The fees of arbitration should be proportionate to the substance of the case.

The parties, tribunals or institutions should look for and encourage the use of fee structures that encourage speed and efficiency.


It is highly desirable in an ad hoc arbitration that an arbitrator who regards remuneration as important should make an express agreement in writing with the parties as to his remuneration.  Ideally, this should be done before he accepts the appointment.  But in many cases he knows very little about either the sums in issue or the magnitude of the task involved.  So in practice he often accepts the appointment and leaves the subject of fees to be dealt with at or shortly after the preliminary meeting.  In doing so, he takes a risk.  Having accepted the appointment he is not entitled to insist on specific arrangements and can only ask for them.  If one of the parties is difficult, then his only option is to go on without more or to resign forthwith.  Of course in that event, he may have to repay any fees that he has managed to secure.

In many cases, the fee or basis of remuneration is expressly agreed before or immediately upon appointment so that the question of what right of remuneration is implied does not arise. Many arbitrators now include for interim payments in their terms, which is likely to bring unhappiness on the part of the parties about the costs of the tribunal to the surface at an early stage.

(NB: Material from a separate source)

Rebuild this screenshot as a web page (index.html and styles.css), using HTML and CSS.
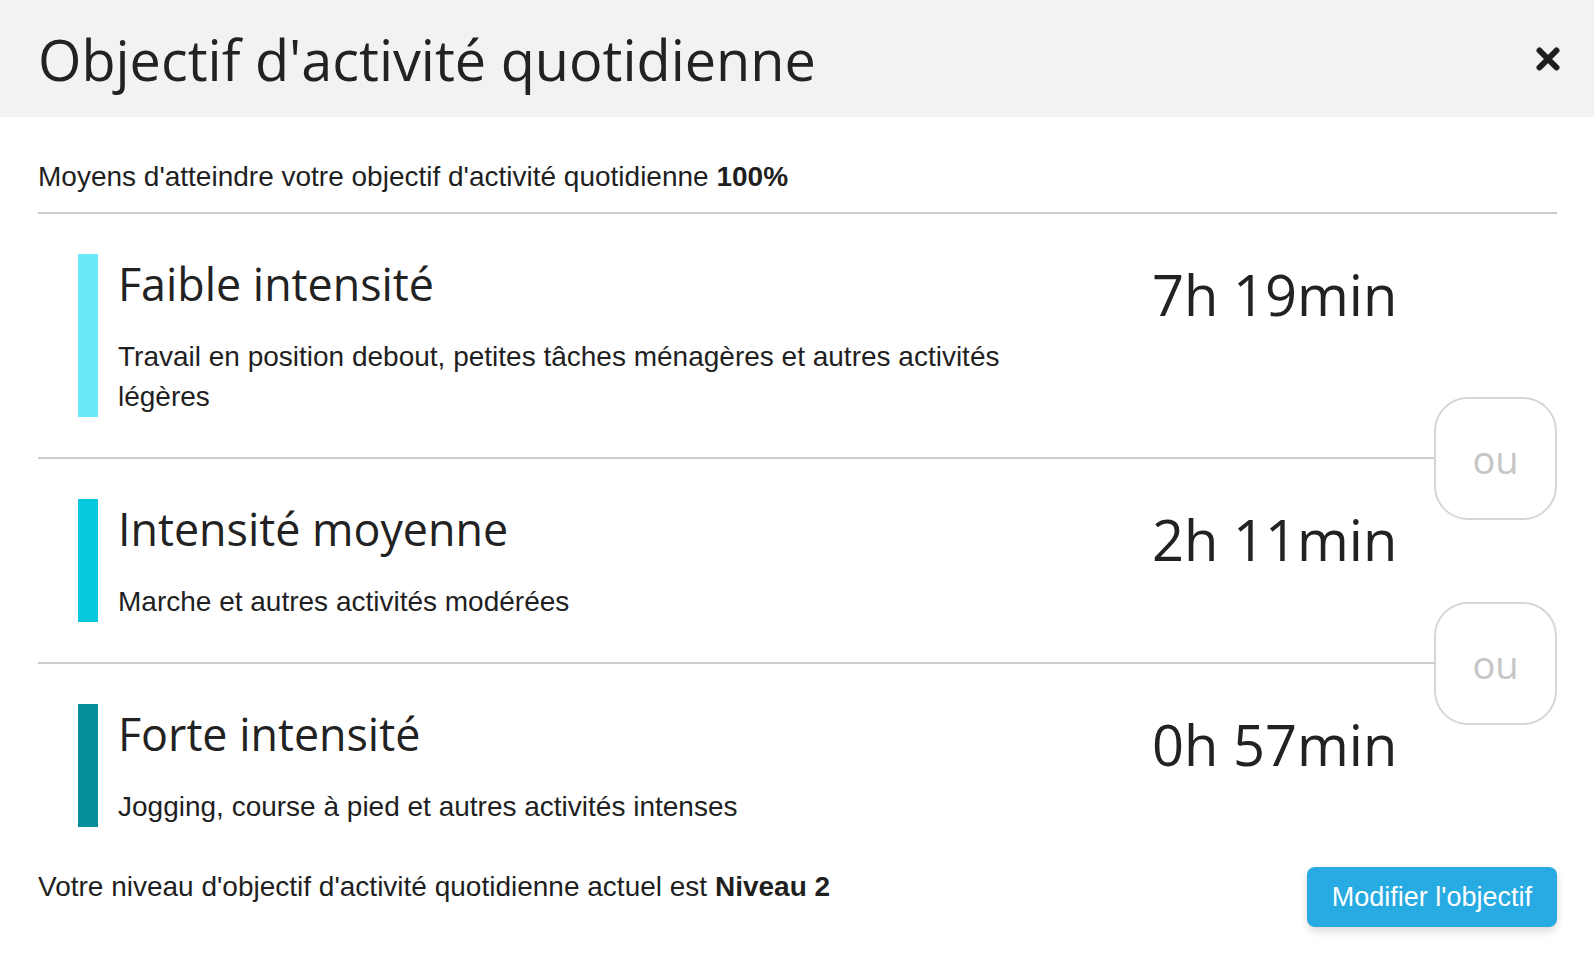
FILE: index.html
```html
<!DOCTYPE html>
<html lang="fr">
<head>
<meta charset="utf-8">
<title>Objectif d'activité quotidienne</title>
<link rel="stylesheet" href="styles.css">
</head>
<body>
<div class="modal">
  <header class="modal-header">
    <h1 class="modal-title">Objectif d'activité quotidienne</h1>
    <button class="close" aria-label="Fermer">
      <svg width="24" height="24" viewBox="0 0 24 24"><path d="M3.5 3.5 L20.5 20.5 M20.5 3.5 L3.5 20.5" stroke="#1e1e1e" stroke-width="6" stroke-linecap="round" fill="none"/></svg>
    </button>
  </header>
  <div class="modal-body">
    <p class="intro">Moyens d'atteindre votre objectif d'activité quotidienne <strong>100%</strong></p>
    <ul class="levels">
      <li class="level">
        <div class="bar bar-light"></div>
        <div class="info">
          <h2 class="level-title">Faible intensité</h2>
          <p class="level-desc">Travail en position debout, petites tâches ménagères et autres activités légères</p>
        </div>
        <div class="time">7h 19min</div>
        <span class="or">ou</span>
      </li>
      <li class="level">
        <div class="bar bar-medium"></div>
        <div class="info">
          <h2 class="level-title">Intensité moyenne</h2>
          <p class="level-desc">Marche et autres activités modérées</p>
        </div>
        <div class="time">2h 11min</div>
        <span class="or">ou</span>
      </li>
      <li class="level">
        <div class="bar bar-dark"></div>
        <div class="info">
          <h2 class="level-title">Forte intensité</h2>
          <p class="level-desc">Jogging, course à pied et autres activités intenses</p>
        </div>
        <div class="time">0h 57min</div>
      </li>
    </ul>
    <div class="footer">
      <p class="current">Votre niveau d'objectif d'activité quotidienne actuel est <strong>Niveau 2</strong></p>
      <button class="btn-primary">Modifier l'objectif</button>
    </div>
  </div>
</div>
</body>
</html>
```

FILE: styles.css
```css
* {
  box-sizing: border-box;
}

html, body {
  margin: 0;
  padding: 0;
  background: #ffffff;
}

body {
  font-family: "Liberation Sans", Arial, Helvetica, sans-serif;
  color: #1f1f1f;
}

.modal-header {
  height: 117px;
  background: #f2f2f2;
  display: flex;
  align-items: center;
  justify-content: space-between;
  padding: 0 34px 0 38px;
}

.modal-title {
  margin: 0;
  font-family: "Open Sans", "Noto Sans", sans-serif;
  font-weight: 400;
  font-size: 55.8px;
  line-height: normal;
  color: #222222;
}

.close {
  border: 0;
  background: transparent;
  padding: 0;
  width: 24px;
  height: 24px;
  display: flex;
  cursor: pointer;
}

.modal-body {
  padding: 0 37px 40px 38px;
}

.intro {
  margin: 0;
  padding: 40px 0 15px;
  font-size: 28px;
  line-height: 40px;
  border-bottom: 2px solid #cccccc;
}

.levels {
  list-style: none;
  margin: 0;
  padding: 0;
}

.level {
  position: relative;
  display: flex;
  padding: 40px 0 40px 40px;
  border-bottom: 2px solid #cccccc;
}

.level:last-child {
  border-bottom: 0;
  padding-bottom: 0;
}

.bar {
  flex: 0 0 20px;
  margin-right: 20px;
}

.bar-light {
  background: #68eafa;
}

.bar-medium {
  background: #06c9de;
}

.bar-dark {
  background: #058f9d;
}

.info {
  flex: 1 1 auto;
  min-width: 0;
}

.level-title {
  margin: 0;
  font-family: "Open Sans", "Noto Sans", sans-serif;
  font-weight: 400;
  font-size: 44.8px;
  line-height: 60px;
  color: #222222;
}

.level-desc {
  margin: 23px 0 0;
  max-width: 920px;
  font-size: 28px;
  line-height: 40px;
  color: #1f1f1f;
}

.time {
  flex: 0 0 405px;
  margin-top: 2px;
  font-family: "Open Sans", "Noto Sans", sans-serif;
  font-size: 56px;
  line-height: normal;
  color: #222222;
}

.or {
  position: absolute;
  right: 0;
  bottom: -63px;
  width: 123px;
  height: 123px;
  display: flex;
  align-items: center;
  justify-content: center;
  background: #ffffff;
  border: 2px solid #d6d6d6;
  border-radius: 34px;
  font-family: "Open Sans", "Noto Sans", sans-serif;
  font-size: 38px;
  color: #c6c6c6;
  z-index: 1;
}

.footer {
  display: flex;
  justify-content: space-between;
  align-items: flex-start;
  margin-top: 40px;
}

.current {
  margin: 0;
  font-size: 28px;
  line-height: 39px;
}

.btn-primary {
  height: 60px;
  padding: 0 25px;
  border: 0;
  border-radius: 8px;
  background: #28aae2;
  color: #ffffff;
  font-family: "Liberation Sans", Arial, Helvetica, sans-serif;
  font-size: 27px;
  box-shadow: 0 4px 8px rgba(0, 0, 0, 0.15);
  cursor: pointer;
}
```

In arbitrations administered by some institutions, the tribunal’s fees are channelled through the institution, thus to a considerable degree insulating the tribunal from the concerns of the parties about the tribunal costs.  And the institutions are usually safe from much in the way of complaint, since they will have established some basis for paying the tribunal in advance.


The practice of requiring payment before issue of the award may reduce the enthusiasm of a party for a dispute about fees, which are anyway likely to be one of the smaller bills that the arbitration will generate.  While there is a mechanism for dealing with this problem, it involves a trip to court and thus yet further fees.

The 1996 Act has now addressed Under S. 28, the express contractual position (which is the most usual arrangement) is preserved.  Absent of an agreement, the parties are jointly and severally liable for “such reasonable fees and expenses (if any) as are appropriate in the circumstances.  The concept of such reasonable fees and expenses as are appropriate in the circumstances is picked up when it comes to payment of the costs of the arbitration.  Section 64 defines the costs(for purposes of payment as between the parties) as including only such reasonable fees and expenses of the arbitrators as are appropriate in the circumstances.  Thus what the arbitrators can recover from the parties, in a situation where there was no express agreement between the parties and the arbitrators, should match exactly what is recoverable between the parties when the final word on costs is known.

Where there is an agreement between the arbitrators and the parties, the inevitability of a match is lost.  If the difference proves to be substantial, with the contractual rates at the high end, an arbitrator may find difficulty in obtaining payment, if he has not been paid in advance.

Section 32 (5) there is power on the part of the tribunal to order as to who becomes responsible for costs.